How High Should the Bar Be?

My oldest child goes to a charter school that gives out grades to kindergartners (which is idiotic).

He comes home from school with graded spelling tests! They don’t have happy faces or gold stars, they have percentages.

I kinda thought kindergarten was the place where you acclimate to school and learn to use glitter and paste, turns out that was what we did in the early 90’s, now kindergarten is where you take tests.

My son typically scores high, but occasionally he will choose to talk during the test or draw a picture of a ninja and score low.  When he brings these lower scores home I have to stop myself from asking “Why didn’t you get an A?”

Let me give you some context.

I am the oldest child of an immigrant father. B’s were not acceptable in our house, truth be told an A- wasn’t acceptable either. I think my dad’s favorite phrase was “We didn’t leave the camps for this!”

The pressure to succeed was there from… well from an early age.  I was the kid that would wait by the mailbox to intercept my report card before my dad could get it. I would wait until he was out of town for business and then have my mom sign it, she was a bit more relaxed about grades.

Actually there was a period, let’s call it my entire freshman year of college, where I rejected responsibility and… well let’s not go down that road, but just say we didn’t leave the camps for that crap.

As the oldest child, it wasn’t just the grades that needed to be great, it was everything. And that need for perfection has carried with me into my 30’s.

When I fail, I can hear my parents’ saying “Be a good example for your siblings!”

I find myself in odd situations thinking, “Are my siblings going to find out about this and make bad choices because I wasn’t awesome?”. Truth be told my siblings don’t care what I do they’re busy living their own lives, but that voice is still there.

I worry that I am creating this need to be perfect in my oldest son.

I find myself in situations saying something like “you have to [insert action here] because your siblings are watching you!” and “Be a good example!”

Is he hearing these things, and worrying that he isn’t going to measure up?

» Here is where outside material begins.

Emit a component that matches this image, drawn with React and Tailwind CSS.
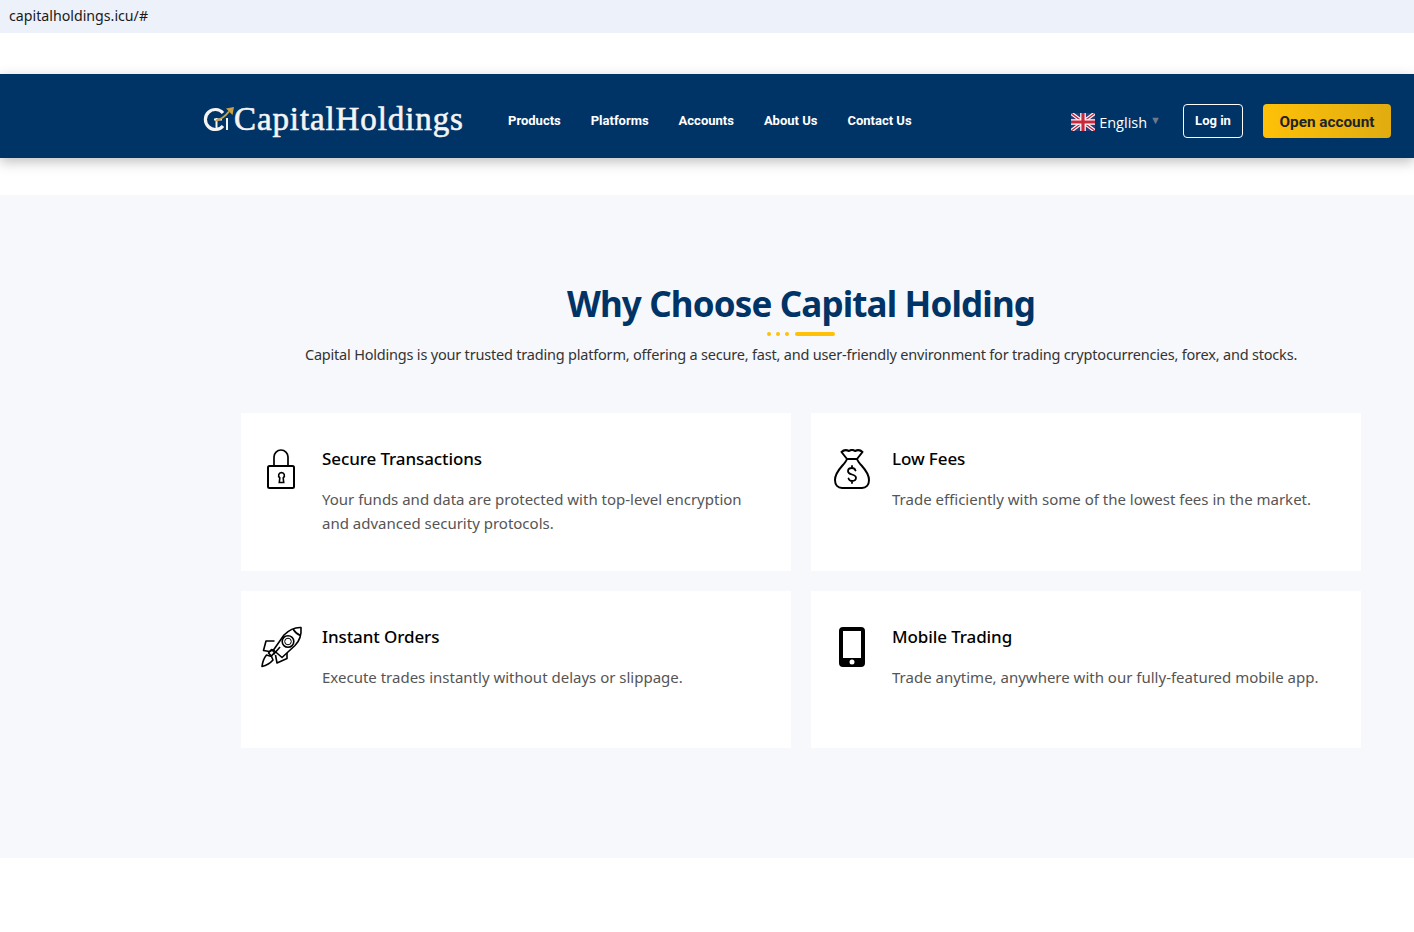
const navLinks = ["Products", "Platforms", "Accounts", "About Us", "Contact Us"];

function LockIcon() {
  return (
    <svg width="32" height="42" viewBox="0 1 32 42" fill="none" stroke="#000" strokeWidth="2">
      <path d="M9 18V9a7 7 0 0 1 14 0v9" strokeWidth="1.700" />
      <rect x="3" y="18" width="26" height="22" rx="1.500" />
      <path d="M16.500 24.500a3 3 0 0 1 1.700 5.400l.5 4.600h-4.400l.5-4.600a3 3 0 0 1 1.700-5.400Z" strokeWidth="1.600" />
    </svg>
  );
}

function MoneyBagIcon() {
  return (
    <svg width="38" height="42" viewBox="-1 1 38 42" fill="none" stroke="#000" strokeWidth="2" strokeLinejoin="round" strokeLinecap="round">
      <path d="M14 11 8.500 4C11 1.500 14 2 16 3c2-1.500 4-1.500 6 0 2-1 5-1.500 7.500 1L24 11Z" />
      <path d="M14 11C12 17 2 22 2 32c0 5 3 8 7 8h20c4 0 7-3 7-8 0-10-10-15-12-21" />
      <path d="M22.500 22.500C22 21 20.500 20 19 20c-2.500 0-4 1.300-4 3.200 0 4.300 8 2.300 8 6.600 0 1.900-1.500 3.200-4 3.200-1.500 0-3-1-3.500-2.500M19 18v2M19 33v2" strokeWidth="1.800" />
    </svg>
  );
}

function RocketIcon() {
  return (
    <svg width="42" height="40" viewBox="0 0 42 40" fill="none" stroke="#000" strokeWidth="1.600" strokeLinejoin="round" className="overflow-visible">
      <path d="M41 .500c.5 6-1 13-6 18L22 30.500 13.500 23 24 8C29 3 35 .200 41 .500Z" />
      <path d="M33 2c1.500 2.500 3.500 5 7.500 6.500" />
      <circle cx="28" cy="14.500" r="5.800" />
      <circle cx="28" cy="14.500" r="3.300" strokeWidth="1" />
      <path d="M14.500 14H6l-2.500 9.500 6 1 4-2" />
      <path d="M27 26v5.500L17 36l-1.500-8" />
      <path d="M20 20l-6.500 7.500" />
      <path d="M6.500 28C4 31 2.500 35 2 39.500c4-1 8-3 11-6.500l-1.500-3.500Z" />
      <path d="M11.500 22.500l3 3-3 3.500-3-3Z" />
    </svg>
  );
}

function PhoneIcon() {
  return (
    <svg width="26" height="40" viewBox="-1 0 26 40" className="overflow-visible">
      <path fillRule="evenodd" d="M4 0h18a4 4 0 0 1 4 4v32a4 4 0 0 1-4 4H4a4 4 0 0 1-4-4V4a4 4 0 0 1 4-4Zm0 4v27h18V4ZM13 32.500a2.500 2.500 0 1 0 0 5 2.500 2.500 0 0 0 0-5Z" />
    </svg>
  );
}

function UkFlag() {
  return (
    <svg width="24" height="18" viewBox="0 0 60 45">
      <rect width="60" height="45" fill="#2b3a78" />
      <path d="M0 0l60 45M60 0L0 45" stroke="#fff" strokeWidth="9" />
      <path d="M0 0l60 45M60 0L0 45" stroke="#c8283c" strokeWidth="3.500" />
      <path d="M30 0v45M0 22.500h60" stroke="#fff" strokeWidth="14" />
      <path d="M30 0v45M0 22.500h60" stroke="#c8283c" strokeWidth="8" />
    </svg>
  );
}

function LogoMark() {
  return (
    <svg width="31" height="29" viewBox="0 0 31 29" fill="none">
      <path d="M20 8A10 10 0 1 0 20 21" stroke="#f4f4f4" strokeWidth="3.200" />
      <path d="M11 14.500h8M13.500 13v11" stroke="#f4f4f4" strokeWidth="2" />
      <path d="M13 15.500c5-1 9-4 13-9" stroke="#c9a14a" strokeWidth="2" />
      <path d="M23 3.500 31 2l-1.500 8Z" fill="#c9a14a" />
      <path d="M24 13v12" stroke="#f4f4f4" strokeWidth="2" />
    </svg>
  );
}

function FeatureCard({ icon, title, children }) {
  return (
    <div className="flex h-[157.5px] bg-white pt-[32px]">
      <div className="flex w-[81px] shrink-0 justify-center pt-1 pr-[1px]">{icon}</div>
      <div className="pr-[30px]">
        <h3 className="text-[17px] leading-[28px] font-medium text-black font-['Noto_Sans',sans-serif] tracking-[-0.1px]">{title}</h3>
        <p className="mt-[14px] text-[15px] leading-[24px] text-[#555] font-['Noto_Sans',sans-serif]">{children}</p>
      </div>
    </div>
  );
}

export default function App() {
  return (
    <div className="min-h-[932px] bg-white font-['Roboto',sans-serif]">
      <div className="flex h-[33px] items-center bg-[#edf1f9] pb-[2px] pl-[9px] text-[14.200px] text-[#1a1a1a] font-['Noto_Sans',sans-serif]">
        capitalholdings.icu/#
      </div>

      <header className="relative mt-[41px] flex h-[84px] items-center bg-[#003366] shadow-[0_4px_12px_rgba(0,0,0,0.25)]">
        <div className="ml-[203px] flex w-[275px] items-center pt-[6px]">
          <LogoMark />
          <span className="text-[33px] leading-none text-[#f4f4f4] font-['Liberation_Serif',serif] tracking-[0.9px] [-webkit-text-stroke:0.6px_#f4f4f4]">CapitalHoldings</span>
        </div>
        <nav className="ml-[30px] flex gap-[30px] pt-[10px]">
          {navLinks.map((link) => (
            <a key={link} href="#" className="text-[13px] font-bold text-white">{link}</a>
          ))}
        </nav>
        <div className="ml-auto flex items-center pt-[10px] pr-[23px]">
          <div className="flex items-center pt-[2px]">
            <UkFlag />
            <span className="mt-[2px] ml-[4px] text-[14.500px] text-white font-['Open_Sans',sans-serif]">English</span>
            <span className="mt-[-1px] ml-[3px] text-[11px] text-[#6b7a8c]">▼</span>
          </div>
          <button className="ml-[22px] h-[34px] w-[60px] rounded-[4px] border border-white text-[13px] font-bold text-white">Log in</button>
          <button className="ml-[20px] h-[34px] w-[128px] rounded-[4px] bg-gradient-to-r from-[#ffc107] to-[#e0ac10] pt-[2px] text-[15.300px] font-bold text-[#1f2328]">Open account</button>
        </div>
      </header>

      <section className="mt-[37px] h-[663px] bg-[#f6f8fc] pt-[84px]">
        <div className="ml-[241px] w-[1120px]">
          <div className="flex flex-col items-center">
            <h2 className="text-[35px] leading-[50px] font-bold text-[#003366] font-['Noto_Sans',sans-serif] tracking-[-0.86px]">Why Choose Capital Holding</h2>
            <div className="mt-[3px] flex h-[4px] items-center gap-[5px]">
              <span className="h-[4px] w-[4px] rounded-full bg-[#ffc107]" />
              <span className="h-[4px] w-[4px] rounded-full bg-[#ffc107]" />
              <span className="h-[4px] w-[4px] rounded-full bg-[#ffc107]" />
              <span className="ml-[1px] h-[4px] w-[40px] rounded-full bg-[#ffc107]" />
            </div>
            <p className="mt-[4px] text-[14.500px] leading-[28px] text-[#333] font-['Noto_Sans',sans-serif] tracking-[-0.2px]">
              Capital Holdings is your trusted trading platform, offering a secure, fast, and user-friendly environment for trading cryptocurrencies, forex, and stocks.
            </p>
          </div>

          <div className="mt-[45px] grid grid-cols-2 gap-[20px]">
            <FeatureCard icon={<LockIcon />} title="Secure Transactions">
              Your funds and data are protected with top-level encryption and advanced security protocols.
            </FeatureCard>
            <FeatureCard icon={<MoneyBagIcon />} title="Low Fees">
              Trade efficiently with some of the lowest fees in the market.
            </FeatureCard>
            <FeatureCard icon={<RocketIcon />} title="Instant Orders">
              Execute trades instantly without delays or slippage.
            </FeatureCard>
            <FeatureCard icon={<PhoneIcon />} title="Mobile Trading">
              Trade anytime, anywhere with our fully-featured mobile app.
            </FeatureCard>
          </div>
        </div>
      </section>
    </div>
  );
}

Is he going to find himself in the grocery store in his 30’s wondering if his choice of bread is going to negatively impact his siblings (nope, that’s just me).

I try and bite my tongue over grades, I don’t want him to stress like I did (plus grades in kindergarten are stupid).

I don’t want him to sit in the awards ceremonies in elementary school and cross his fingers that he will win everything so he can be a great example for his siblings.

Don’t get me wrong, I want him to be awesome, I want him to be a responsible older brother, but I don’t want him to worry that his missteps will result in his siblings future failings.

So where do you set the bar?

How high do you set it so your kids know they need to push themselves to succeed, but they don’t lay awake wondering if they disappointed you?

How do you set the bar high enough that they can’t become lazy, but low enough so there is room for failure?

Is the oldest really just the “practice kid” or is there a way to parent them just as well as their younger siblings?